И совсем явным преувеличением является ныне уже либеральная молва о врожденной имперскости русского народа
[353]. Казалось бы, русский человек, принявший близко к сердцу идею суверенитета РСФСР и инициировавший по собственной воле распад СССР, опроверг обвинения в своем якобы пристрастии к империи. Но его снова, как это делает историк Игорь Яковенко, призывают «убрать «из своей души «имперский эгрегор», пожертвовать «своим государственничеством» во имя быстрейшего растворения в современной цивилизации. Русская классика, которую игнорируют исследователи неосталинизма из либерального лагеря, говорит о русском национальном характере совсем иное. Еще в 1918 году Николай Бердяев обращал внимание, что причиной гибели самодержавия как раз была усталость русского народа от империи, проявившая себя в так называемом «великорусском сепаратизме», желание русских (тогда они назывались великороссами) отделиться не только от народов Кавказа, Средней Азии, Прибалтики, но и от других русских народов, от украинцев и белорусов
[354] в.
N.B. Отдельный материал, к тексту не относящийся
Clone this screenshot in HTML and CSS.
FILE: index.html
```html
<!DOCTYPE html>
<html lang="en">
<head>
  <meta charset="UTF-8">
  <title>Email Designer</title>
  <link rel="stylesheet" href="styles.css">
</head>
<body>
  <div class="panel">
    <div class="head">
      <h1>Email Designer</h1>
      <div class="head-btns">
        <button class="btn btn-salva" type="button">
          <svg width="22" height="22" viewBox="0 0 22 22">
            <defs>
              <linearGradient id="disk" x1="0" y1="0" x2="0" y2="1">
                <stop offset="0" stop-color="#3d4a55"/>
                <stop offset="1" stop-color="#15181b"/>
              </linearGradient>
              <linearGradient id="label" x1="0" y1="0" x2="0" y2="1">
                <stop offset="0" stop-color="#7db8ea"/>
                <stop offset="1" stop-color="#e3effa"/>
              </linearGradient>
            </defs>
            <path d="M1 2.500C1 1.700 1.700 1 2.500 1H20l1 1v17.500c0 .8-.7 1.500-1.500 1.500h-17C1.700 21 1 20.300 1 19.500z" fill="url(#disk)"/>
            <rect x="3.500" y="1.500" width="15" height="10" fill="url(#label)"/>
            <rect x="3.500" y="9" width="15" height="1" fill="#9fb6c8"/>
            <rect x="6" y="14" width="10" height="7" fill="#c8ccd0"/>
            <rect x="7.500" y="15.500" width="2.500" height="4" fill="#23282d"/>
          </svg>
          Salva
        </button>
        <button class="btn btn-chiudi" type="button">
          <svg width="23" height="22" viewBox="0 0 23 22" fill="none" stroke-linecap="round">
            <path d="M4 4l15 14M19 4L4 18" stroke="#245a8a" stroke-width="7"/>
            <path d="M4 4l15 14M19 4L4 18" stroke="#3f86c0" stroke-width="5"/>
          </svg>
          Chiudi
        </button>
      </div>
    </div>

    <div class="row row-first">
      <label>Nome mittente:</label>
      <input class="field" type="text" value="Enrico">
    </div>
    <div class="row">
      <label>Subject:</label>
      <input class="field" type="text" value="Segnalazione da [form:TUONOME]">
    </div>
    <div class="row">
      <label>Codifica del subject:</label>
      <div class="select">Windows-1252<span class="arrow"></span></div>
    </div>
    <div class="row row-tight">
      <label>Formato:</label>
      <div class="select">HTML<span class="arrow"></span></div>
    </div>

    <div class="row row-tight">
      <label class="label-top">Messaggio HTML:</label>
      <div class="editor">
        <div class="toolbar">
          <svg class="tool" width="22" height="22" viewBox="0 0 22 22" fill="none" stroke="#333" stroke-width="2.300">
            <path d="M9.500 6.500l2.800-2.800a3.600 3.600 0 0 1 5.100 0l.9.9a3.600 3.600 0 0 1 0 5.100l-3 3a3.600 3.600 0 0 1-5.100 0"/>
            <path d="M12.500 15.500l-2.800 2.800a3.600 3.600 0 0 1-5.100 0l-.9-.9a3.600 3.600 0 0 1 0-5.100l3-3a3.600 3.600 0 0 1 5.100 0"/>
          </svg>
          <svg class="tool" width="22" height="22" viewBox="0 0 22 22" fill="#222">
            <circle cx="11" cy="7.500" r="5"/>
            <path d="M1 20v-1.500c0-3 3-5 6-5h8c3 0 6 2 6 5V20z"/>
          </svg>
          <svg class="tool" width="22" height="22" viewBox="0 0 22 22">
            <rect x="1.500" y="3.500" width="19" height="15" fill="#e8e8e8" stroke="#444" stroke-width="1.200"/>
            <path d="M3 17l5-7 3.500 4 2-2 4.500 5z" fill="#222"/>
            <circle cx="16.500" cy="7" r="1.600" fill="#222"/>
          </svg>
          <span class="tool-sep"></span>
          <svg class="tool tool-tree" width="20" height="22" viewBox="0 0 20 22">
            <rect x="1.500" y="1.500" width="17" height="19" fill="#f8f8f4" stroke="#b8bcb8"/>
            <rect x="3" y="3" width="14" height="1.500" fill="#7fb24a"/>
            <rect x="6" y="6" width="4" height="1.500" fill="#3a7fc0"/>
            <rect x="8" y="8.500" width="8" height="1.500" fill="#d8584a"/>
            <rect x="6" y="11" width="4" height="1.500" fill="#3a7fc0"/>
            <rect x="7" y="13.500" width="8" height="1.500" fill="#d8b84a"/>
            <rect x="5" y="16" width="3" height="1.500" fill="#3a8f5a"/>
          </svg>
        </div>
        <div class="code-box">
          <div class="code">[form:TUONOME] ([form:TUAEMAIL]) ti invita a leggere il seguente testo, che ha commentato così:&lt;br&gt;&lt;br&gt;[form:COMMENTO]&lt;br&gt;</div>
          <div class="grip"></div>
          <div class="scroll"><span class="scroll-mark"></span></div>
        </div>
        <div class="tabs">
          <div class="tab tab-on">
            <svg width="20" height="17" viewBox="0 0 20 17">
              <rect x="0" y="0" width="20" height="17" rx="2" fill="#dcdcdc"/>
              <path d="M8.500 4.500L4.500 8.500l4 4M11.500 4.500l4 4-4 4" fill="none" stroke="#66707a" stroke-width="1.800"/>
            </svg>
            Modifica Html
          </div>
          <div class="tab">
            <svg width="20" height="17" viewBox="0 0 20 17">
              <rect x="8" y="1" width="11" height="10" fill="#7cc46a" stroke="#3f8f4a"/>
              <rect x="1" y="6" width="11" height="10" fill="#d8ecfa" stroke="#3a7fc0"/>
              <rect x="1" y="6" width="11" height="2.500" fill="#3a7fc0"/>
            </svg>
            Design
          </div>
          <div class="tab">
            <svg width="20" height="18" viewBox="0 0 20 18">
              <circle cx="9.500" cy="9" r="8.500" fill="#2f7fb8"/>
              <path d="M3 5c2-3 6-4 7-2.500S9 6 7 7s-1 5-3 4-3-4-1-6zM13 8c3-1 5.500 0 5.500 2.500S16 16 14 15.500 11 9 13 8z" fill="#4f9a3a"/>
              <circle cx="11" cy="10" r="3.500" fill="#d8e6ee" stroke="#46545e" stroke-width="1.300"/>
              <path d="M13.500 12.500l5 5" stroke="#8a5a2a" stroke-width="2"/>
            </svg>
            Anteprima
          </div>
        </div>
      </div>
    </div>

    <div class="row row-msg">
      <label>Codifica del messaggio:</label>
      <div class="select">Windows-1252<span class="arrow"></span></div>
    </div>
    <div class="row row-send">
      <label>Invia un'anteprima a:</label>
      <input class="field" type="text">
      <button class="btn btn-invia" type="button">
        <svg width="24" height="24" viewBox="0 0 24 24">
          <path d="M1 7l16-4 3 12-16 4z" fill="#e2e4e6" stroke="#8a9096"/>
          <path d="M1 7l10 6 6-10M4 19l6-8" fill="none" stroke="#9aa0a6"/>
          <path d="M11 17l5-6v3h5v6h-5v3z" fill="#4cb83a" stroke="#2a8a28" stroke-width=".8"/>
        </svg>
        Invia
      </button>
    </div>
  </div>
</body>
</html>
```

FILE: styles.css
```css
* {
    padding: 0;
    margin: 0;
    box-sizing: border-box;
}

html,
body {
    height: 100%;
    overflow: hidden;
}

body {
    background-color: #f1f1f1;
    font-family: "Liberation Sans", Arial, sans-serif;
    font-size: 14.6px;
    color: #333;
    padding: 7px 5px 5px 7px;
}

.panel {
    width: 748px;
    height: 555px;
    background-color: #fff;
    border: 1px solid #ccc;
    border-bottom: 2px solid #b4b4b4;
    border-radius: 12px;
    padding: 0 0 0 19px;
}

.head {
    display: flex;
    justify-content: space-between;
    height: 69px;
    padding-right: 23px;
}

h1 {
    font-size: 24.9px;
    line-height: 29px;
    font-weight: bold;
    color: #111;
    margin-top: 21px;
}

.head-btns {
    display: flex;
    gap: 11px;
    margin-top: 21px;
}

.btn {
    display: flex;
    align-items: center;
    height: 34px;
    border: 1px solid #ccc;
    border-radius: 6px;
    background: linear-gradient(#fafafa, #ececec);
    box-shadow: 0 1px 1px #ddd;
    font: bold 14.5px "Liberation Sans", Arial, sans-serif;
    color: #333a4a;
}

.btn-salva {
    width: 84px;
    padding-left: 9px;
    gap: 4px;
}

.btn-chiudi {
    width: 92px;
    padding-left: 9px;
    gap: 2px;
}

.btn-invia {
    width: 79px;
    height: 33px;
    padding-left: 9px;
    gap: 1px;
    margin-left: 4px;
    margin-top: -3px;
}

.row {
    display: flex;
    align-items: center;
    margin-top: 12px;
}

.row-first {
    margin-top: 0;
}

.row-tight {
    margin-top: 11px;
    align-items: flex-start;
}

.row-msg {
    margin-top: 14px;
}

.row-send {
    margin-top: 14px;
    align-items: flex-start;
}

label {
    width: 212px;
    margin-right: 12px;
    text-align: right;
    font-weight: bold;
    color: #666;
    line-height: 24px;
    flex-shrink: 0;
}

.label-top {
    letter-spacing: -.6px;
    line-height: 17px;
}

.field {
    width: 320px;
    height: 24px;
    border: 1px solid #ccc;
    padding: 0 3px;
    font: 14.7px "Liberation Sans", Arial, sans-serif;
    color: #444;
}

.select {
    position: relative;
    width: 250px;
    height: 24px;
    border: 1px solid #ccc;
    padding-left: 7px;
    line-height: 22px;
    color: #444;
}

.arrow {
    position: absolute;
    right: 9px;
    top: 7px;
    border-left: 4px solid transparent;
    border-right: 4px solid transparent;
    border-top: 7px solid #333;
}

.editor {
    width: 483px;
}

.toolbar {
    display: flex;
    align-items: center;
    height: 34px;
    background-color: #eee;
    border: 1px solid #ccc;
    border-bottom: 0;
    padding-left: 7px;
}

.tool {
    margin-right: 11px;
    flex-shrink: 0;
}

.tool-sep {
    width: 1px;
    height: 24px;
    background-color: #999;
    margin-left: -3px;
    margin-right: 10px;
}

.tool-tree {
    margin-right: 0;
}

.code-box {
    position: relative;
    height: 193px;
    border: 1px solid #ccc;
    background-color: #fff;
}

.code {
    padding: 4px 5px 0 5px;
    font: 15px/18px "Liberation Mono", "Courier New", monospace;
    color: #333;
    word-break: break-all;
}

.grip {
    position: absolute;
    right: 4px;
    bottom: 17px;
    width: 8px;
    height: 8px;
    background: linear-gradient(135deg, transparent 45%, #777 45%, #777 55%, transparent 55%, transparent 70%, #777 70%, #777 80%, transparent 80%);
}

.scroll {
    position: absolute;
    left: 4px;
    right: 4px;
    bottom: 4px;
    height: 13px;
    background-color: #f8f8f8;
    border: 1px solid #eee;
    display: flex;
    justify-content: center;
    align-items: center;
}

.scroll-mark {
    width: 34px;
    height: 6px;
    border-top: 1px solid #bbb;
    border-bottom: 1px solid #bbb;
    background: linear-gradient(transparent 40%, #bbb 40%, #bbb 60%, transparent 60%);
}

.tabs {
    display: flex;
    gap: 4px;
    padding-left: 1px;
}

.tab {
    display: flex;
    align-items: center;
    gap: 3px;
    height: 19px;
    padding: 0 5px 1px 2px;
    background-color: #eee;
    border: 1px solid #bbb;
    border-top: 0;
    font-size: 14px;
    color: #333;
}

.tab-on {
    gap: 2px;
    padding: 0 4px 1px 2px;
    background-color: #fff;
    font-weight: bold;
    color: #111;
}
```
И уж совсем нелепо обвинять русских в «имперском синдроме» сейчас, когда они в подавляющем большинстве считают, что суверенитета РСФСР мало, что распада СССР мало, что надо по крайней мере уходить как можно быстрее с Северного Кавказа. Я убежден, что нынешний всероссийский праздник по поводу присоединения Крыма к России идет не только и не столько от проснувшегося наконец-то российского государственничества, сколько от природной уникальности Крыма, от тех воображаемых благ, которые, как многим кажется, станут доступными после его возвращения в Россию.